The Future of the Baseball Hall of Fame
Each year, debate ensues during the Hall of Fame voting and, each year, questions arise about the future of the process. With the current drug controversy surrounding the game today and as players slowly but surely become eligible for enshrinement, how will this affect the hobby?
Well, the HOF designation may not mean something to Roger Clemens, as he so clearly explained during a mini tirade at a press conference in January, but it does mean something to collectors. Hobbyists will often build their collections around the HOF baseball theme. That designation can take the collectibles of a marginally-popular player and make them a necessary component to a collection.
I am sure that most of the readers know exactly what I am talking about. Players like Shoeless Joe Jackson do not need enshrinement in Cooperstown to validate them as players, nor do Jackson collectibles need that designation to remain popular with hobbyists. He remains popular with or without the Hall's blessing because of his level of play and compelling story. Even though many others like Babe Ruth and Mickey Mantle are enshrined, the HOF designation didn't make them legends, it simply confirmed it.
Then, on the other hand, there are players like Bill Mazeroski and Don Sutton that benefit more from enshrinement because it helps shed light on their accomplishments since they were relatively underappreciated during their careers. It reminds me a lot of what occurs within the film industry. There are so many great movies that failed at the box office but, if they are lucky enough to be nominated for or win an Oscar, the post ceremony buzz brings attention to the film.
Afterwards, moviegoers end up catching these films when they are re-released in theaters or come out on DVD. The appreciation is delayed but, hey, it's better late than never.

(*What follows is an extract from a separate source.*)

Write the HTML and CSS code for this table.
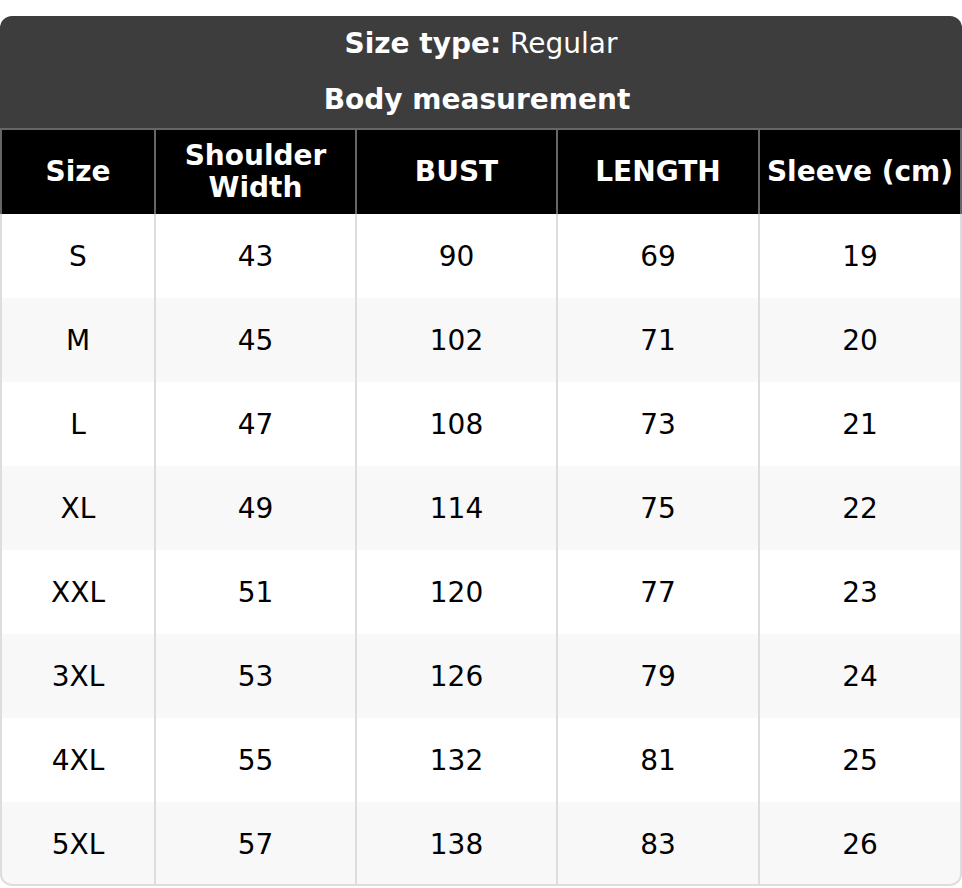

Many of these films would never be viewed by the vast majority of movie fans had it not been for that Academy Award designation. There are some films that shatter box office records, yet never win Oscars. There are others that succeed in both areas but there are always those less flashy films that need that boost from the Academy to bring attention to their excellence.
It is no different in baseball or with baseball collectibles.

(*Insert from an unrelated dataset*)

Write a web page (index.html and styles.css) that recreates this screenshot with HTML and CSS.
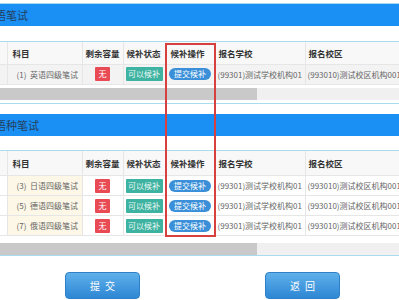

With all the current controversy in baseball over performance enhancing drug use, it remains to be seen whether the writers will snub more and more players. If that is the case, and so far it has been, it will be interesting to see if some collectors alter their collecting themes or simply expand them. There are many excellent or memorable players who will never be enshrined in Cooperstown but it is up to the hobbyists to determine whether or not these players deserve a place in their collection.
Players like Gil Hodges and Roger Maris don't need help from the Hall but it will be interesting to see if the same will be true of players that took the field during this era. These players were, in essence, presumed guilty. Even if some of them are guilty of using these drugs, it will be the collectors that will ultimately decide their fate within the hobby.